When I was a college student, I was involved in a campus ministry that hosted short-term missions trips in the summer. I went to Ocean City, New Jersey. It was revolutionary for me in so many ways. That summer we studied the Book of Romans. Our key verse was Romans 8:1, "So now there is no condemnation for those who belong to Christ Jesus." That summer I was taught so many foundational truths that it truly changed the course of my faith walk. Our leaders called them positional truths because they addressed our position in Christ, things that were unshakeable because they were not based on us, but started with God and His covenant with us.
I learned grace and confession and God's redemptive power. I thought I was living my life in light of those truths but recently had to come face to face with a truth that I could not ignore.

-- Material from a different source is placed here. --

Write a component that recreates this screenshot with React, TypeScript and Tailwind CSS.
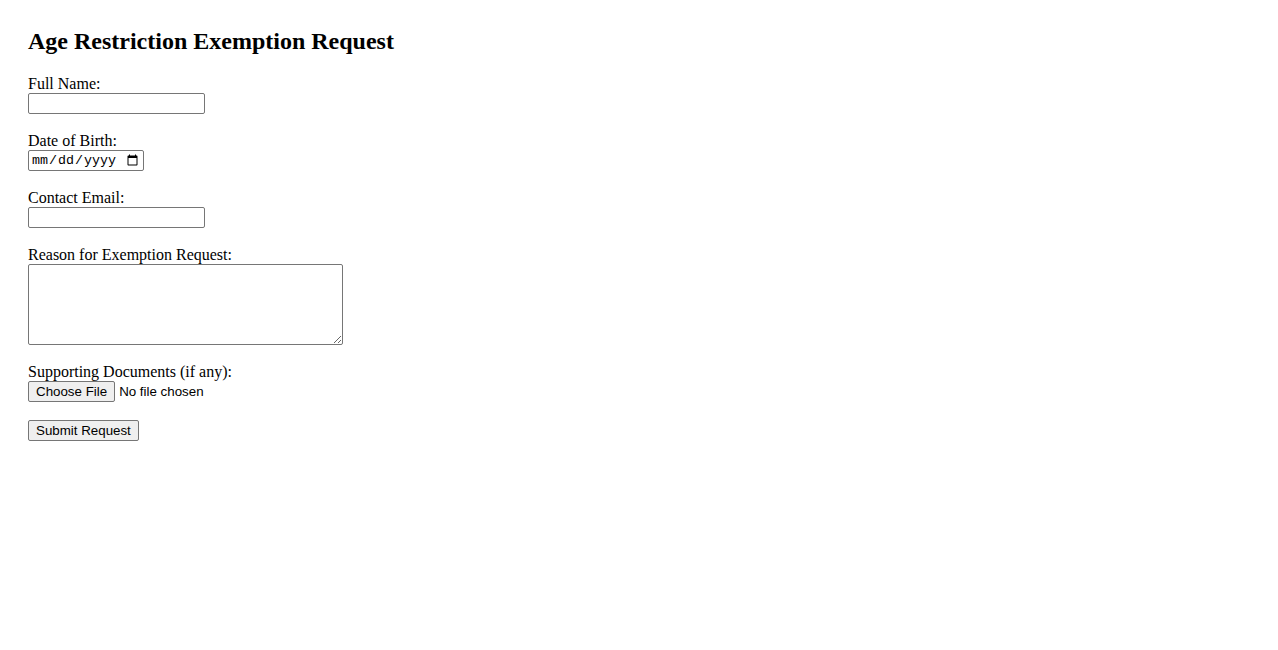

I was attending a Bible Study a few Saturdays ago and we were journaling about ways to actively engage people in sharing the gospel. And in my journaling, I begin to see a negative picture of myself that I had not previously been aware that I was painting. The writing was filled with negativity and I realized that I had been struggling with a spirit of condemnation. I had been talking the language of grace, but living the lie of condemnation. Let me explain.
You know how things happen in your life and you play it over and over again in your mind trying to figure out if you had done something different, maybe the outcome would have changed. Not necessarily something big, but maybe one small thing. One time you should have spoken up, but you chose to stay silent. One time you should have said "no" but you did it anyway. Just one time that you should not have gone along, but you didn't want to offend. If you have had those times then you know that the regret can silently eat away at you. And you can allow internal guilt to rob you of the peace that God wants for you.
So I realized in my journaling that I had been consciously and unconsciously playing these scenarios in my mind and the more I did, the more I walked away from God's grace and instead clothed myself in condemnation. I forgot the truth of Romans 8:1, "So now there is no condemnation for those who belong to Christ Jesus."
At this same Bible Study, I shared this revelation after our journaling session, and an older woman told me that the key is discernment. If that tugging at my heart is from God, it will point me back to Him, that is conviction. If that tugging at my heart, points me back to self, that is condemnation, and that is not from God. That helped me to examine my emotions and that negative self-talk I had been battling. It was a beautiful example of Titus 2:3-5, older women teach the younger women.
Just this week, I was listening to a book on tape. I would have never thought that it would be a place that I would find the summary of my situation. After a tragedy had occurred, one of the lead characters was feeling guilty over the role he played because his friend was hurt. He was told, "It happened. It was awful. You aren't perfect. That's all there is. Don't confuse your grief with guilt."
And I remember sitting in my car thinking how profound! Don't confuse my grief with guilt. The situation I had been replaying in my mind definitely involved a lot of grief. But in my grieving I had allowed the voice of the enemy to turn my grief into guilt. I was being weighed down by internal accusations that were truly, 100% condemnation and not conviction.
So I am working my way through it this week, continuing to be honest with myself and with God. I'm not perfect. I trust His grace. I need it always. But He knew that already. So embracing Romans 8:1, "So now there is no condemnation for those who belong to Christ Jesus." Even when we know God's Word, sometimes we need to be reminded not just to apply it to others, but to apply it to ourselves.